Eve
Everyone exchanged glances. Maya raised a brow, her eyes raking over Thea. "Go on."
"Let’s take the case of a poisonous gas as an example," She rose, gesturing with her hands. "When one is encountered, what is the solution?" she asked.
"A gas mask," Kael answered.
Thea snapped her fingers, her eyes gleaming as though she had seen all the secrets of the universe. "Yes, why not create a vaccine so the gas will have no effect?"
"It wouldn’t make much sense. It would be a waste," Gallinti replied to her question.
"Let us see the radiation as a cataclysmic tide that will fall over our world and instead of trying to find ways to ensure that people don’t react to it, we will try to create a gas mask for it, but on a far larger scale, a containment vessel that the tide cannot penetrate and reach the civilians."

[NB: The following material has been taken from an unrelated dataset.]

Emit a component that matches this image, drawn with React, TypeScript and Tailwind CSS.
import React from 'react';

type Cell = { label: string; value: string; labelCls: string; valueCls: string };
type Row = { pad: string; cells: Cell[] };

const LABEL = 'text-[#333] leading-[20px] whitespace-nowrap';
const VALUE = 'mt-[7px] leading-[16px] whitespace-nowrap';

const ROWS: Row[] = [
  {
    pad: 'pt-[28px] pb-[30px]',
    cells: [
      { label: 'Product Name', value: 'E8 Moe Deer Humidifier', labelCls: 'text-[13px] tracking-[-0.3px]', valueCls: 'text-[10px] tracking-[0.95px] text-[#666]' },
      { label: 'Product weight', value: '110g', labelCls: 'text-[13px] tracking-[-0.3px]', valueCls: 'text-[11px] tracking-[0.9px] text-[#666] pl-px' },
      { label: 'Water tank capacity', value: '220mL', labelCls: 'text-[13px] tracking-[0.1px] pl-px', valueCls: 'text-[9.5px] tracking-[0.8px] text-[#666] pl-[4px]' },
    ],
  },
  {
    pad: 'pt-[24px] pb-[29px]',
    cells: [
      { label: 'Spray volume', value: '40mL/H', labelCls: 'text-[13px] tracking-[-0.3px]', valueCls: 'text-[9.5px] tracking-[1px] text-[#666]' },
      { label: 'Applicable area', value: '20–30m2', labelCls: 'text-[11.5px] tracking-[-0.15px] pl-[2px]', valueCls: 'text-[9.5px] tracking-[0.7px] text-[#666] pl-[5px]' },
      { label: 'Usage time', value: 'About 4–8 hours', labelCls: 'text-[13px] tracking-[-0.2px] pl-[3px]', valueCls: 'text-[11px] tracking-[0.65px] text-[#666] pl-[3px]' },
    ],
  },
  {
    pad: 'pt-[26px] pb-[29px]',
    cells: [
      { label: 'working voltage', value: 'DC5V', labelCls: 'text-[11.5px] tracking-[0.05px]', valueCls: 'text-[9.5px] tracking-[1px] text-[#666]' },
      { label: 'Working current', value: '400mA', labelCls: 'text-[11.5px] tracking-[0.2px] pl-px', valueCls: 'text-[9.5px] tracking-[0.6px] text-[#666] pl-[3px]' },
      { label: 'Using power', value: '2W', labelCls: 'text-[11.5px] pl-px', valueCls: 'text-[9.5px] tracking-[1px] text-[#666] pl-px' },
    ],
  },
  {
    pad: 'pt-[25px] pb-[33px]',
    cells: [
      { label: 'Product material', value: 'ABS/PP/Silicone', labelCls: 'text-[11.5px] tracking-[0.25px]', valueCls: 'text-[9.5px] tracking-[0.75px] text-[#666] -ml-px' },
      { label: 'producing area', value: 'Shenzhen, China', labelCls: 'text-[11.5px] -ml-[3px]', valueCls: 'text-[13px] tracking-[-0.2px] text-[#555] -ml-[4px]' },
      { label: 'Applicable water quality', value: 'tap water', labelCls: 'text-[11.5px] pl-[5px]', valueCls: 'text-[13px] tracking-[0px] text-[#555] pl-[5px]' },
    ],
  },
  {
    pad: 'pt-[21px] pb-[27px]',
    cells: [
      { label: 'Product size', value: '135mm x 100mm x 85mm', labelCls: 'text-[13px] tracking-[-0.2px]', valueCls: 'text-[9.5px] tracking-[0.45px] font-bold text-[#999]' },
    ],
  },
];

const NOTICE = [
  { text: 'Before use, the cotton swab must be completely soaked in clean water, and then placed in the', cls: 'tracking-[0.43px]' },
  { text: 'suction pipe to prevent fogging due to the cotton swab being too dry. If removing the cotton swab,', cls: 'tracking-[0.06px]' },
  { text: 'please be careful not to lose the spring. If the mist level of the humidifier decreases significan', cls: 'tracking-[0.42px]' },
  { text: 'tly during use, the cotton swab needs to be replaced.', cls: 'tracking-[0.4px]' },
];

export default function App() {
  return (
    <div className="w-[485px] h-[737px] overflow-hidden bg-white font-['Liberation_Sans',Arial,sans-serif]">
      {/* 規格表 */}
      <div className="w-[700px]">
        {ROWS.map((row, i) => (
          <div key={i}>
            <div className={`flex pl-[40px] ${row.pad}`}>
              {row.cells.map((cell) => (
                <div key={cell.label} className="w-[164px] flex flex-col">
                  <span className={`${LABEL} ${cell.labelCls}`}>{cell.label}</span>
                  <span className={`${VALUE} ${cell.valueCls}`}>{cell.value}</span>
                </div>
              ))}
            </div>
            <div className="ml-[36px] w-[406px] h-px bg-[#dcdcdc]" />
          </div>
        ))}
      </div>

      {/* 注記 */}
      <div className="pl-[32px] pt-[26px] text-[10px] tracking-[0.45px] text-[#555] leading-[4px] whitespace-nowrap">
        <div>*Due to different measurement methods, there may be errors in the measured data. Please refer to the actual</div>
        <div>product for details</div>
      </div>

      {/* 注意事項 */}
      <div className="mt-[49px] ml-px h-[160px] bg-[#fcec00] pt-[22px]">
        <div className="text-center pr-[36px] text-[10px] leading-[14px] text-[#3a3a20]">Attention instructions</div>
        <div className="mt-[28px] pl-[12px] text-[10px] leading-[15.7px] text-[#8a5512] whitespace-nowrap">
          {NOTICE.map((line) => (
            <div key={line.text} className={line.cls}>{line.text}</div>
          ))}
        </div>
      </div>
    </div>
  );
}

Maya seemed to turn over her words in her head but she still looked unconvinced. "I see what you are saying—you prefer a more physical approach to a biological one."
Thea nodded enthusiastically, delicate hope twinkling in her eyes.

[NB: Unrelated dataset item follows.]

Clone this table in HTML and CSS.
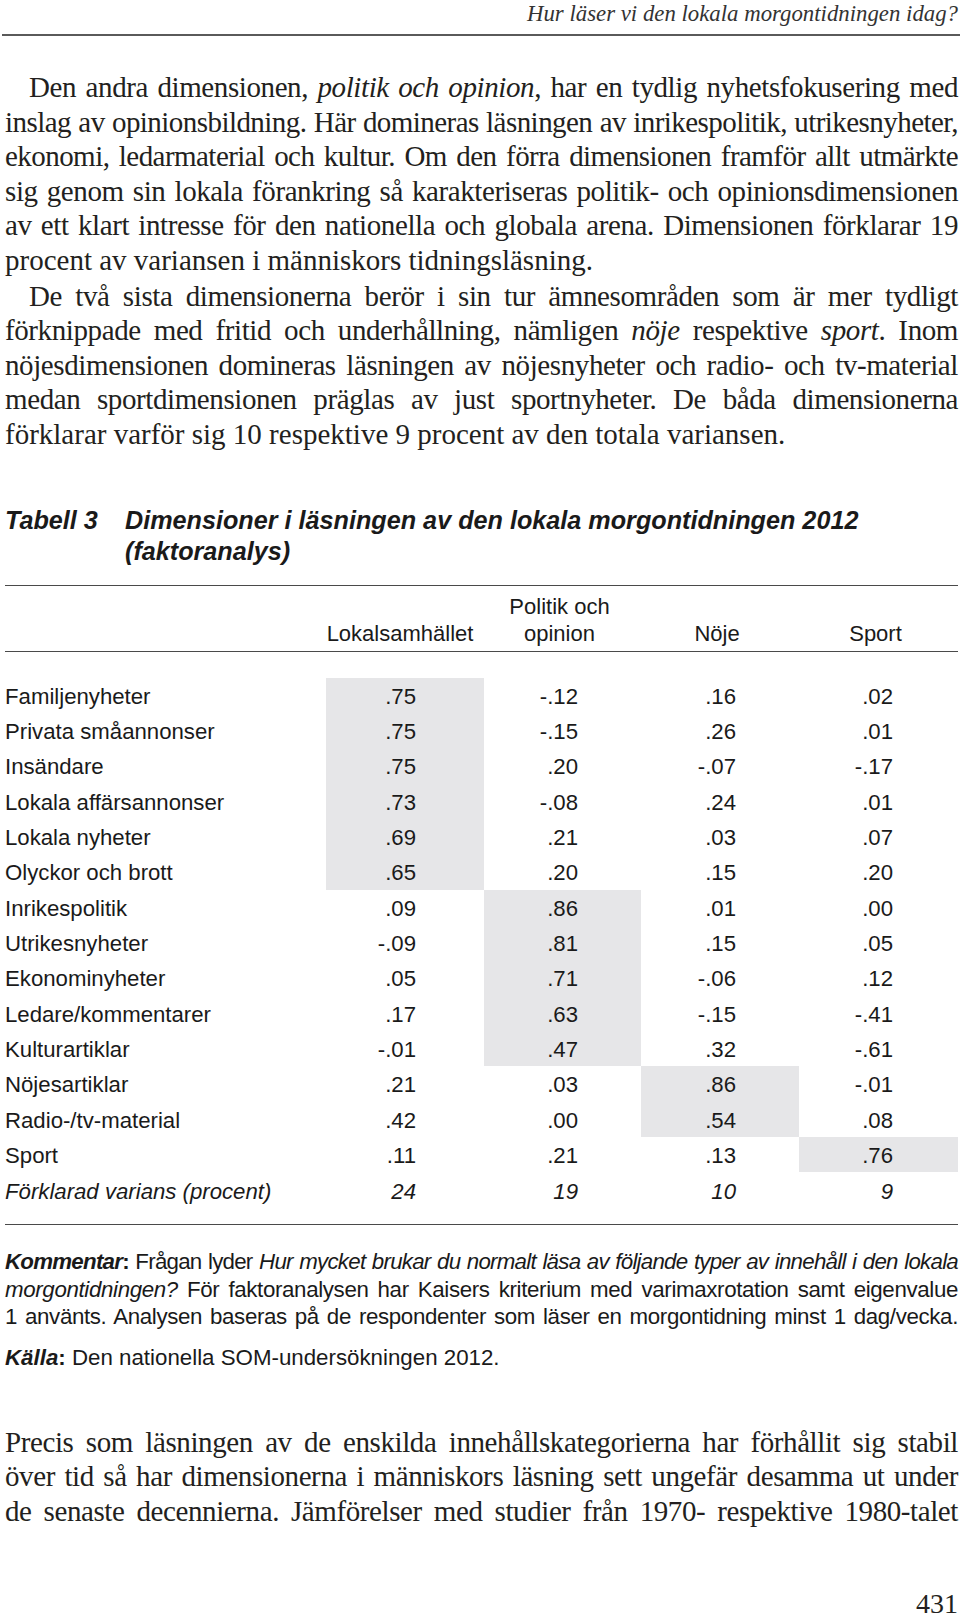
FILE: index.html
```html
<!DOCTYPE html>
<html lang="sv">
<head>
<meta charset="utf-8">
<title>Hur läser vi den lokala morgontidningen idag?</title>
<link rel="stylesheet" href="styles.css">
</head>
<body>
<div class="page">
  <header class="running-head">Hur läser vi den lokala morgontidningen idag?</header>

  <p class="para first">
    <span class="ln in">Den andra dimensionen, <i>politik och opinion</i>, har en tydlig nyhetsfokusering med</span>
    <span class="ln tight">inslag av opinionsbildning. Här domineras läsningen av inrikespolitik, utrikesnyheter,</span>
    <span class="ln tight">ekonomi, ledarmaterial och kultur. Om den förra dimensionen framför allt utmärkte</span>
    <span class="ln">sig genom sin lokala förankring så karakteriseras politik- och opinionsdimensionen</span>
    <span class="ln">av ett klart intresse för den nationella och globala arena. Dimensionen förklarar 19</span>
    <span class="ln last">procent av variansen i människors tidningsläsning.</span>
  </p>
  <p class="para second">
    <span class="ln in">De två sista dimensionerna berör i sin tur ämnesområden som är mer tydligt</span>
    <span class="ln">förknippade med fritid och underhållning, nämligen <i>nöje</i> respektive <i>sport</i>. Inom</span>
    <span class="ln">nöjesdimensionen domineras läsningen av nöjesnyheter och radio- och tv-material</span>
    <span class="ln">medan sportdimensionen präglas av just sportnyheter. De båda dimensionerna</span>
    <span class="ln last">förklarar varför sig 10 respektive 9 procent av den totala variansen.</span>
  </p>

  <section class="table-block">
    <div class="caption">
      <span class="cap-label">Tabell 3</span>
      <span class="cap-title">Dimensioner i läsningen av den lokala morgontidningen 2012<br>(faktoranalys)</span>
    </div>

    <div class="tbl-head">
      <div></div>
      <div class="th first-th">Lokalsamhället</div>
      <div class="th">Politik och<br>opinion</div>
      <div class="th">Nöje</div>
      <div class="th">Sport</div>
    </div>

    <div class="tbl-body">
      <div class="lbl">Familjenyheter</div><div class="num c1 hl">.75</div><div class="num c2">-.12</div><div class="num c3">.16</div><div class="num c4">.02</div>
      <div class="lbl">Privata småannonser</div><div class="num c1 hl">.75</div><div class="num c2">-.15</div><div class="num c3">.26</div><div class="num c4">.01</div>
      <div class="lbl">Insändare</div><div class="num c1 hl">.75</div><div class="num c2">.20</div><div class="num c3">-.07</div><div class="num c4">-.17</div>
      <div class="lbl">Lokala affärsannonser</div><div class="num c1 hl">.73</div><div class="num c2">-.08</div><div class="num c3">.24</div><div class="num c4">.01</div>
      <div class="lbl">Lokala nyheter</div><div class="num c1 hl">.69</div><div class="num c2">.21</div><div class="num c3">.03</div><div class="num c4">.07</div>
      <div class="lbl">Olyckor och brott</div><div class="num c1 hl">.65</div><div class="num c2">.20</div><div class="num c3">.15</div><div class="num c4">.20</div>
      <div class="lbl">Inrikespolitik</div><div class="num c1">.09</div><div class="num c2 hl">.86</div><div class="num c3">.01</div><div class="num c4">.00</div>
      <div class="lbl">Utrikesnyheter</div><div class="num c1">-.09</div><div class="num c2 hl">.81</div><div class="num c3">.15</div><div class="num c4">.05</div>
      <div class="lbl">Ekonominyheter</div><div class="num c1">.05</div><div class="num c2 hl">.71</div><div class="num c3">-.06</div><div class="num c4">.12</div>
      <div class="lbl">Ledare/kommentarer</div><div class="num c1">.17</div><div class="num c2 hl">.63</div><div class="num c3">-.15</div><div class="num c4">-.41</div>
      <div class="lbl">Kulturartiklar</div><div class="num c1">-.01</div><div class="num c2 hl">.47</div><div class="num c3">.32</div><div class="num c4">-.61</div>
      <div class="lbl">Nöjesartiklar</div><div class="num c1">.21</div><div class="num c2">.03</div><div class="num c3 hl">.86</div><div class="num c4">-.01</div>
      <div class="lbl">Radio-/tv-material</div><div class="num c1">.42</div><div class="num c2">.00</div><div class="num c3 hl">.54</div><div class="num c4">.08</div>
      <div class="lbl">Sport</div><div class="num c1">.11</div><div class="num c2">.21</div><div class="num c3">.13</div><div class="num c4 hl">.76</div>
      <div class="lbl it">Förklarad varians (procent)</div><div class="num c1 it">24</div><div class="num c2 it">19</div><div class="num c3 it">10</div><div class="num c4 it">9</div>
    </div>

    <div class="note">
      <span class="ln n1"><b><i>Kommentar</i>:</b> Frågan lyder <i>Hur mycket brukar du normalt läsa av följande typer av innehåll i den lokala</i></span>
      <span class="ln"><i>morgontidningen?</i> För faktoranalysen har Kaisers kriterium med varimaxrotation samt eigenvalue</span>
      <span class="ln">1 använts. Analysen baseras på de respondenter som läser en morgontidning minst 1 dag/vecka.</span>
    </div>
    <div class="source"><b><i>Källa</i>:</b> Den nationella SOM-undersökningen 2012.</div>
  </section>

  <p class="para after">
    <span class="ln">Precis som läsningen av de enskilda innehållskategorierna har förhållit sig stabil</span>
    <span class="ln">över tid så har dimensionerna i människors läsning sett ungefär desamma ut under</span>
    <span class="ln">de senaste decennierna. Jämförelser med studier från 1970- respektive 1980-talet</span>
  </p>

  <div class="folio">431</div>
</div>
</body>
</html>
```

FILE: styles.css
```css
html, body {
  margin: 0;
  padding: 0;
  background: #ffffff;
}

.page {
  width: 953px;
  padding: 0 2px 0 5px;
  color: #231f20;
}

.running-head {
  height: 34px;
  line-height: 28px;
  text-align: right;
  font-family: "Liberation Serif", serif;
  font-style: italic;
  font-size: 22.8px;
  color: #333;
  border-bottom: 2px solid #5a5a5a;
  margin-left: -3px;
  margin-right: -2px;
  padding-right: 2px;
}

.para {
  margin: 0;
  font-family: "Liberation Serif", serif;
  font-size: 29px;
  line-height: 34.6px;
  color: #231f20;
}

.para.first {
  margin-top: 34px;
}

.para.second {
  margin-top: 1px;
}

.ln {
  display: block;
  text-align: justify;
  text-align-last: justify;
  letter-spacing: -0.4px;
  word-spacing: -2px;
}

.ln.in {
  text-indent: 24px;
}

.ln.last {
  text-align-last: left;
  letter-spacing: 0;
  word-spacing: 0;
}

.ln.tight {
  letter-spacing: -0.55px;
  word-spacing: -3px;
}

/* Table */
.table-block {
  margin-top: 53px;
  font-family: "Liberation Sans", Arial, sans-serif;
  color: #1a1a1a;
}

.caption {
  display: grid;
  grid-template-columns: 120px 1fr;
  font-size: 25.2px;
  line-height: 31px;
  font-weight: bold;
  font-style: italic;
  color: #1a1a1a;
}

.tbl-head,
.tbl-body {
  display: grid;
  grid-template-columns: 321px 158px 157px 158px 159px;
}

.tbl-head {
  margin-top: 18.5px;
  border-top: 1.5px solid #4a4a4a;
  border-bottom: 1.5px solid #4a4a4a;
  padding: 6.5px 0 4px;
  font-size: 22px;
  line-height: 27px;
  align-items: end;
}

.th {
  text-align: center;
  padding-right: 6px;
}

.th.first-th {
  padding-right: 10px;
}

.tbl-body {
  grid-auto-rows: 35.35px;
  padding: 26px 0 16px;
  border-bottom: 1.5px solid #4a4a4a;
  font-size: 22.2px;
}

.lbl,
.num {
  display: flex;
  align-items: center;
  padding-top: 3px;
}

.num {
  justify-content: flex-end;
}

.c1 { padding-right: 68px; }
.c2 { padding-right: 63px; }
.c3 { padding-right: 63px; }
.c4 { padding-right: 65px; }

.hl {
  background: #e6e6e8;
}

.it {
  font-style: italic;
}

.note {
  margin-top: 23.5px;
  font-size: 22.3px;
  line-height: 27.5px;
}

.note .ln {
  letter-spacing: -0.35px;
  word-spacing: 0;
}

.note .n1 {
  letter-spacing: -0.75px;
}

.source {
  margin-top: 13.5px;
  font-size: 22.3px;
  line-height: 27.5px;
}

.para.after {
  margin-top: 53px;
}

.folio {
  margin-top: 63px;
  text-align: right;
  font-family: "Liberation Serif", serif;
  font-size: 28px;
  line-height: 26px;
  color: #231f20;
}
```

But Maya did not seem at all fazed. "I have been working on the coming of the bloodmoon since the reign of Late Alpha Lucas, the gods bless his soul." Her gaze was cutting as she spoke to Thea, whose shoulders had already begun to slump. "We have attempted shields against the radiation. Every material, every element toxic and non-toxic, every alloy—no one can filter out the radiation much less completely deflect it. No material in existence is impenetrable to the radiation that the Bloodmoon will bring."
Once again we were at a dead end.
We were plummeting again.
But though Thea had looked defeated, she had not sat again, the gears in her head were turning so hard and fast that I was sure that we could hear them.
I locked eyes with everyone except for Kael who was wholly consumed with staring at Thea as she put together a puzzle in her head.
She snapped her finger again, and it sounded like a thunder clap. "Why not use a metal infused with Lily’s... I mean... the Luna’s Fenrir’s marker. It will make it impervious to the radiation, it will be impenetrable."
Again, Maya was not impressed, she even crossed her arms. "Markers are proteins, even supernatural ones such as the Fenrir’s marker. Exposure to heat, pressure or the elements during welding of the metal will completely denature it leaving it absolutely useless—that is if it even bonds properly to the metal."
She was shooting down every suggestion.
Thea’s eyes dimmed again but she still did not sit, she simply refused to give in. The grinding gears in her head resumed.
Again, we exchanged glances, all except Kael who did not look away from her.
Suddenly, Thea’s head whipped to us.
Hades and I.
"Forgive me for the question I am about to ask, are you two mates, whether fated or chosen and if so are you bonded?" She asked it with all seriousness.